撮影初日の5月2日、プレハブそば屋の営業は日が暮れた後に始まりました。そばにはこの地域特有の製法が用いられており、蕎麦の実の芯の部分だけを使った素朴で深い味わいが特徴です。最初に訪れたのは地元の米農家の夫婦で、土地の食材と文化をよく知る人たちが一番乗りでした。開店から1時間も経たずに、次々と客が集まってきました。お店は立ち食いスタイルで席数が限られていますが、常連や帰省客、学生たちでにぎわいを見せました。

・理容師の仕事を終えた家族連れが訪れ、温かいそばを囲んで過ごす姿が見られた
・高校の同級生で6年ぶりに偶然再会した男性2人が、そばを食べながら思い出話を交わしていた
・30年来通っているという常連の男性が、変わらぬ味を求めて足を運んでいた
・帰省していた若者が同級生に連れられて初めてこの店を訪れた
・仕事を終えたばかりのタクシー運転手がほっと一息つくために立ち寄った
・大学生のグループが夕食代わりに訪れ、地元の味に感動していた

この日だけでもさまざまな立場の人たちが集まり、それぞれが自分の時間を持ちながら、共通の場所としてこのそば屋を選んでいることが伝わってきました。にぎわう店内は、地域の人と人をつなぐ、まるで交差点のような役割を果たしていました。

翌5月3日は4連休の初日で、観光客や帰省客が増える中、店主の鹿内ふさえさんが夕方に姿を現しました。35歳のときに始めたこの仕事を、以前は屋台で続けていたというふさえさん。プレハブに移ってからは少しだけ環境が落ち着き、常連も新しい客も集いやすい雰囲気になっています。この日は地元の若い世代も目立ち、連休らしいにぎやかな雰囲気となりました。

・税理士として働く男性が、夜の空き時間にふらりと寄った
・中学校の先生をしているという男性が、地元の味を懐かしみながら食事を楽しんだ
・市役所勤務の公務員男性が、職場帰りに一杯のそばを求めて訪れた
・地元の焼き鳥店の店主も、自分の店の閉店後にこのそば屋で一息ついていた

ふさえさんの作るそばには、どこか心を和ませる力がありました。飾り気のないその味が、働く人たちの疲れをやさしく癒しているようでした。

5月4日にはふさえさんが早くから仕込みに入ったものの、この日は体を休めるために店には立たずに帰宅しました。しかし、ふさえさんがいなくても店は静かに稼働し続けました。訪れたのは、いつものように地元に根付いた人たちです。

・りんご農家の家族が、収穫の合間に立ち寄って食事を楽しんだ
・娘を遠方に送り出したばかりのシングルマザーが、静かなひとときを過ごしていた
・前日も訪れていた焼き鳥店の男性が、変わらずこの店に顔を出していた

特別な催しや装飾は何もなく、そばを食べるだけの場所でありながら、そこにある人の温度が訪れる人々を引き寄せているようでした。言葉は少なくても、静かな共鳴が交わされる時間が流れていました。

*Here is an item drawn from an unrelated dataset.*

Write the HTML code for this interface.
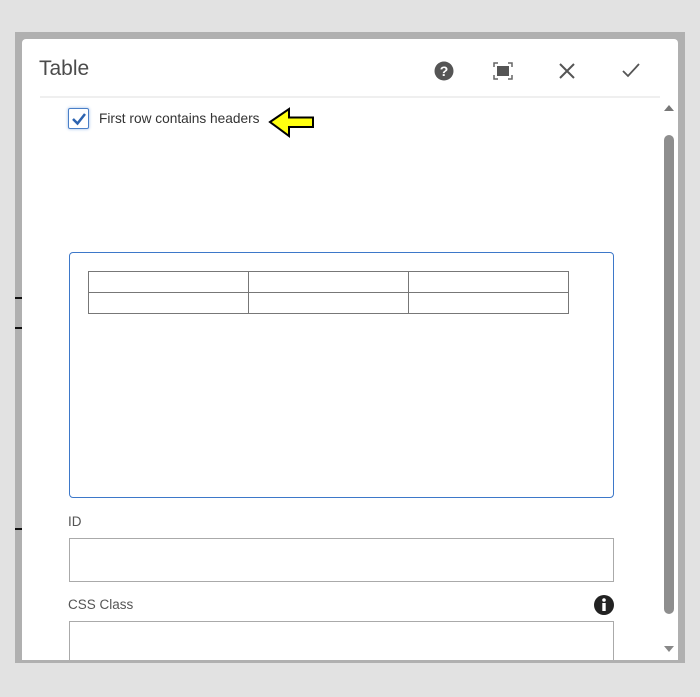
<!DOCTYPE html>
<html><head><style>
body{margin:0;width:700px;height:697px;background:#e2e2e2;position:relative;overflow:hidden;font-family:"Liberation Sans",sans-serif}
.abs{position:absolute}
</style></head><body>
<div class="abs" style="left:15px;top:32px;width:670px;height:631px;background:#b0b0b0"></div>
<div class="abs" style="left:15px;top:297px;width:7px;height:2px;background:#111"></div>
<div class="abs" style="left:15px;top:327px;width:7px;height:2px;background:#111"></div>
<div class="abs" style="left:15px;top:528px;width:7px;height:2px;background:#111"></div>
<div class="abs" style="left:22px;top:39px;width:656px;height:621px;background:#fff;border-radius:4px 4px 0 0;overflow:hidden">
<div class="abs" style="left:47px;top:582px;width:543px;height:50px;border:1px solid #aaa"></div>
</div>
<div class="abs" style="left:39px;top:57px;font-size:21px;color:#4b4b4b">Table</div>
<div class="abs" style="left:40px;top:96px;width:620px;height:2px;background:#efefef"></div>
<svg class="abs" style="left:434px;top:61px" width="20" height="20" viewBox="0 0 20 20"><circle cx="10" cy="10" r="9.5" fill="#555"/><text x="10" y="15" text-anchor="middle" font-size="14" font-weight="bold" fill="#fff" font-family="Liberation Sans">?</text></svg>
<svg class="abs" style="left:493px;top:62px" width="20" height="18" viewBox="0 0 20 18"><path d="M1 5V1h4M15 1h4v4M19 13v4h-4M5 17H1v-4" stroke="#666" stroke-width="1.5" fill="none"/><rect x="4" y="4" width="12" height="10" fill="#555"/></svg>
<svg class="abs" style="left:559px;top:63px" width="16" height="16"><path d="M1 1L15 15M15 1L1 15" stroke="#555" stroke-width="2"/></svg>
<svg class="abs" style="left:622px;top:63px" width="18" height="15"><path d="M1 8L6 13L17 1" stroke="#555" stroke-width="1.8" fill="none"/></svg>
<div class="abs" style="left:68px;top:108px;width:19px;height:19px;border:1.5px solid #4a7fc7;border-radius:2px;box-shadow:0 0 3px #9bbbe8"></div>
<svg class="abs" style="left:71px;top:111px" width="16" height="16"><path d="M2 8L6.5 12.5L14 3" stroke="#2c63b0" stroke-width="2.5" fill="none"/></svg>
<div class="abs" style="left:99px;top:111px;font-size:13.7px;color:#333">First row contains headers</div>
<svg class="abs" style="left:268px;top:107px" width="48" height="32"><path d="M2 15L21 2V10.5H45V20H21V29Z" fill="#ffff10" stroke="#000" stroke-width="2" stroke-linejoin="miter"/></svg>
<div class="abs" style="left:69px;top:252px;width:543px;height:244px;border:1.5px solid #3d78c9;border-radius:4px"></div>
<table class="abs" style="left:88px;top:271px;width:481px;height:43px;border-collapse:collapse"><tr><td style="border:1px solid #777"></td><td style="border:1px solid #777"></td><td style="border:1px solid #777"></td></tr><tr><td style="border:1px solid #777"></td><td style="border:1px solid #777"></td><td style="border:1px solid #777"></td></tr></table>
<div class="abs" style="left:68px;top:514px;font-size:13.5px;color:#555">ID</div>
<div class="abs" style="left:69px;top:538px;width:543px;height:42px;border:1px solid #aaa"></div>
<div class="abs" style="left:68px;top:597px;font-size:13.5px;color:#555">CSS Class</div>
<svg class="abs" style="left:594px;top:595px" width="20" height="20"><circle cx="10" cy="10" r="10" fill="#222"/><circle cx="10" cy="5" r="1.8" fill="#fff"/><rect x="8.3" y="8" width="3.4" height="8" fill="#fff"/></svg>
<svg class="abs" style="left:664px;top:104px" width="10" height="8"><path d="M0 7L5 1L10 7Z" fill="#777"/></svg>
<div class="abs" style="left:664px;top:135px;width:10px;height:479px;background:#8e8e8e;border-radius:5px"></div>
<svg class="abs" style="left:664px;top:645px" width="10" height="8"><path d="M0 1L5 7L10 1Z" fill="#888"/></svg>
</body></html>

そして最終日の5月5日。ふさえさんは再び店に立ち、常連や初めての客を迎えました。取材中、彼女は「お客さんも大好き」と語っていました。その短い言葉には、商売という枠を超えて人と人との関係を育んできた歩みがにじんでいました。長年、夜のこの場所を灯し続けたふさえさんの姿は、ただの料理人ではなく、地域の一部を構成するひとりとしての重みを感じさせます。

この小さなプレハブの店には、看板も音楽もありません。ただ、そばの湯気とお客の気配だけが漂う空間です。それでも多くの人がこの場所に通い、また戻ってくるのは、そこに自分の時間を委ねられる安心感があるからです。日々を支える食事と人のつながりを感じられる場所として、このそば屋は今も静かに地域の中にあり続けています。

そば屋というより、夜の「灯り」としての存在

鹿内そば屋は、ただそばを提供するだけの場所ではありません。深夜でもどこかに「人の灯り」があるというだけで、安心する人がいるということを、番組は教えてくれるかもしれません。にぎやかではないけれど、静かににぎわっている場所。観光名所でもないけれど、心に残る場所。

「ドキュメント72時間」が描くのは、そんな当たり前で特別な3日間です。誰にとってもふるさとは一つの場所ではなく、「戻ってこられる理由がある場所」。それが、この鹿内そば屋なのかもしれません。